The yard, a sprawling labyrinth of buildings and streets, is protected by armed guards and metal detectors, and employees have to show their IDs at doors and gates.
The US Navy's top civilian, Ray Mabus, earlier said he had ordered a review of security at all naval and Marine Corps bases.
According to law enforcement officials, Alexis had been hearing voices in his head and was suffering from paranoia and a sleep disorder.
He had been treated since August by the Veterans Administration for his mental problems, the officials said.
Some of those who knew him said that he regularly played violent video games.
A Seattle Police report said Alexis was "seething with anger" after an incident in 2004 in which he shot out the tyres of a car belonging to builders he believed were mocking him.

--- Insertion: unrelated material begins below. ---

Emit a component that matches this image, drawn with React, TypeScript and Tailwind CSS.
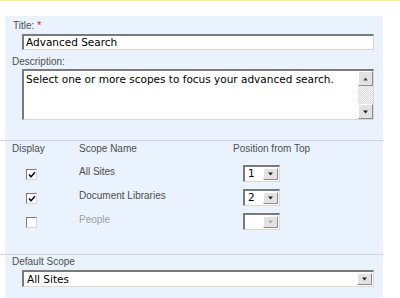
import React from "react";

const labelFont = { fontFamily: '"Liberation Sans", Arial, sans-serif' };
const inputFont = { fontFamily: '"DejaVu Sans", Verdana, sans-serif' };

function DownBtn({ disabled = false }: { disabled?: boolean }) {
  return (
    <div className="flex h-full w-[15px] shrink-0 items-center justify-center border border-t-white border-l-white border-r-[#8c8c8c] border-b-[#8c8c8c] bg-[#e2e2e2]">
      <svg width="7" height="4" viewBox="0 0 7 4">
        <path d="M1 0.5 H6 L3.5 3.5 Z" fill={disabled ? "#a8a8a8" : "#222"} />
      </svg>
    </div>
  );
}

function UpBtn() {
  return (
    <div className="flex h-[15px] w-[15px] shrink-0 items-center justify-center border border-t-white border-l-white border-r-[#8c8c8c] border-b-[#8c8c8c] bg-[#e2e2e2]">
      <svg width="7" height="4" viewBox="0 0 7 4">
        <path d="M1 3.5 H6 L3.5 0.5 Z" fill="#555" />
      </svg>
    </div>
  );
}

function Select({ value, w, disabled = false }: { value: string; w: string; disabled?: boolean }) {
  return (
    <div
      className={`flex h-[17px] ${w} items-stretch border-t-2 border-l-2 border-r border-b border-t-[#7a7a7a] border-l-[#7a7a7a] border-r-[#dcd8cc] border-b-[#dcd8cc] bg-white p-px`}
    >
      <div className="flex flex-1 items-center pl-[2px] text-[10.5px] leading-none text-black" style={inputFont}>
        {value}
      </div>
      <DownBtn disabled={disabled} />
    </div>
  );
}

function Check({ checked }: { checked: boolean }) {
  return (
    <div className="flex h-[11px] w-[11px] items-center justify-center border border-t-[#7a7a7a] border-l-[#7a7a7a] border-r-[#d8d8d8] border-b-[#d8d8d8] bg-white">
      {checked && (
        <svg width="8" height="8" viewBox="0 0 8 8">
          <path d="M1 3.5 L3 5.8 L7 1.2" stroke="#111" strokeWidth="1.6" fill="none" />
        </svg>
      )}
    </div>
  );
}

export default function App() {
  const rows = [
    { name: "All Sites", checked: true, pos: "1", disabled: false },
    { name: "Document Libraries", checked: true, pos: "2", disabled: false },
    { name: "People", checked: false, pos: "", disabled: true },
  ];
  return (
    <div className="relative h-[298px] w-[400px] overflow-hidden bg-white text-[#4e4e4e]" style={labelFont}>
      <div className="h-px bg-[#fbe9a8]" />
      <div className="h-[15px]" />
      <div className="w-[383px]">
        {/* Section 1 */}
        <div className="flex border-b border-[#d4d4d4]">
          <div className="w-[5px] shrink-0" />
          <div className="flex-1 bg-[#eaf2fd] pb-[20px] pr-[9px] pt-[3px]">
            <div className="pl-[8px] text-[10px] leading-[12px]">
              Title: <span className="text-[11px] text-[#e02020]">*</span>
            </div>
            <div className="ml-[17px] mt-[2px] flex h-[16px] items-center border-t-2 border-l-2 border-r border-b border-t-[#7a7a7a] border-l-[#7a7a7a] border-r-[#dcd8cc] border-b-[#dcd8cc] bg-white pl-[2px] text-[10.5px] leading-none text-black" style={inputFont}>
              Advanced Search
            </div>
            <div className="mt-[6px] pl-[7px] text-[10px] leading-[12px]">Description:</div>
            <div className="ml-[17px] mt-px flex h-[51px] border-t-2 border-l-2 border-r border-b border-t-[#7a7a7a] border-l-[#7a7a7a] border-r-[#dcd8cc] border-b-[#dcd8cc] bg-white">
              <div className="flex-1 pl-[2px] pt-[2px] text-[10.5px] leading-[12px] text-black" style={inputFont}>
                Select one or more scopes to focus your advanced search.
              </div>
              <div
                className="flex w-[15px] flex-col justify-between"
                style={{
                  backgroundImage:
                    "repeating-conic-gradient(#f4f4f4 0% 25%, #dcdcdc 0% 50%)",
                  backgroundSize: "2px 2px",
                }}
              >
                <UpBtn />
                <div className="h-[15px]">
                  <DownBtn />
                </div>
              </div>
            </div>
          </div>
        </div>

        {/* Section 2 */}
        <div className="flex border-b border-[#d4d4d4]">
          <div className="w-[5px] shrink-0" />
          <div className="flex-1 bg-[#eaf2fd] pb-[21px] pt-[2px]">
            <div className="flex pl-[7px] text-[10px] leading-[12px]">
              <div className="w-[67px]">Display</div>
              <div className="w-[154px]">Scope Name</div>
              <div>Position from Top</div>
            </div>
            <div className="mt-[6px]">
              {rows.map((r) => (
                <div key={r.name} className="flex h-[24px] items-center pl-[7px] text-[10px]">
                  <div className="w-[67px] pl-[14px] pt-[3px]">
                    <Check checked={r.checked} />
                  </div>
                  <div className={`w-[164px] pb-[3px] ${r.disabled ? "text-[#a0a0a0]" : ""}`}>{r.name}</div>
                  <Select value={r.pos} w="w-[37px]" disabled={r.disabled} />
                </div>
              ))}
            </div>
          </div>
        </div>

        {/* Section 3 */}
        <div className="flex">
          <div className="w-[5px] shrink-0" />
          <div className="h-[44px] flex-1 bg-[#eaf2fd] pr-[9px] pt-[1px]">
            <div className="pl-[7px] text-[10px] leading-[12px]">Default Scope</div>
            <div className="ml-[17px] mt-[2px]">
              <Select value="All Sites" w="w-full" />
            </div>
          </div>
        </div>
      </div>
    </div>
  );
}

It also described how Alexis, a convert to Buddhism who was brought up in Brooklyn, had been suffering post-traumatic stress disorder following 9/11 as a result of helping with rescue efforts.
In 2010 he was arrested after discharging a firearm in his apartment. He told police he had been cleaning the gun when it accidentally went off. In 2008 he was given a ticket for disorderly conduct by police after being thrown out of an Atlanta nightclub.
US officials said that Alexis received an honourable discharge from the Navy despite a string of misconduct problems during his three years in the military, when he based in Forth Worth Texas from 2008 to 2011.
They said incidents of insubordination and disorderly conduct were enough to make it clear Alexis would not be a good sailor but not enough to warrant a general or less-than-honourable discharge.
He received two medals during his service - both are issued to large numbers of service members who served since the 9/11 attacks.
Police have named the 12 victims as Michael Arnold, Martin Bodrog, 54, Arthur Daniels, 51, Sylvia Frasier, 53, Kathy Gaarde, 62, John Roger Johnson, 73, Frank Kohler, 50, Mary Francis Knight, 51, Kenneth Bernard Proctor, 46, Vishnu Pandit, 61, Gerald L Read, 58 and Richard Michael Ridgell, 52.
Another 14 people - including three who were shot - were injured.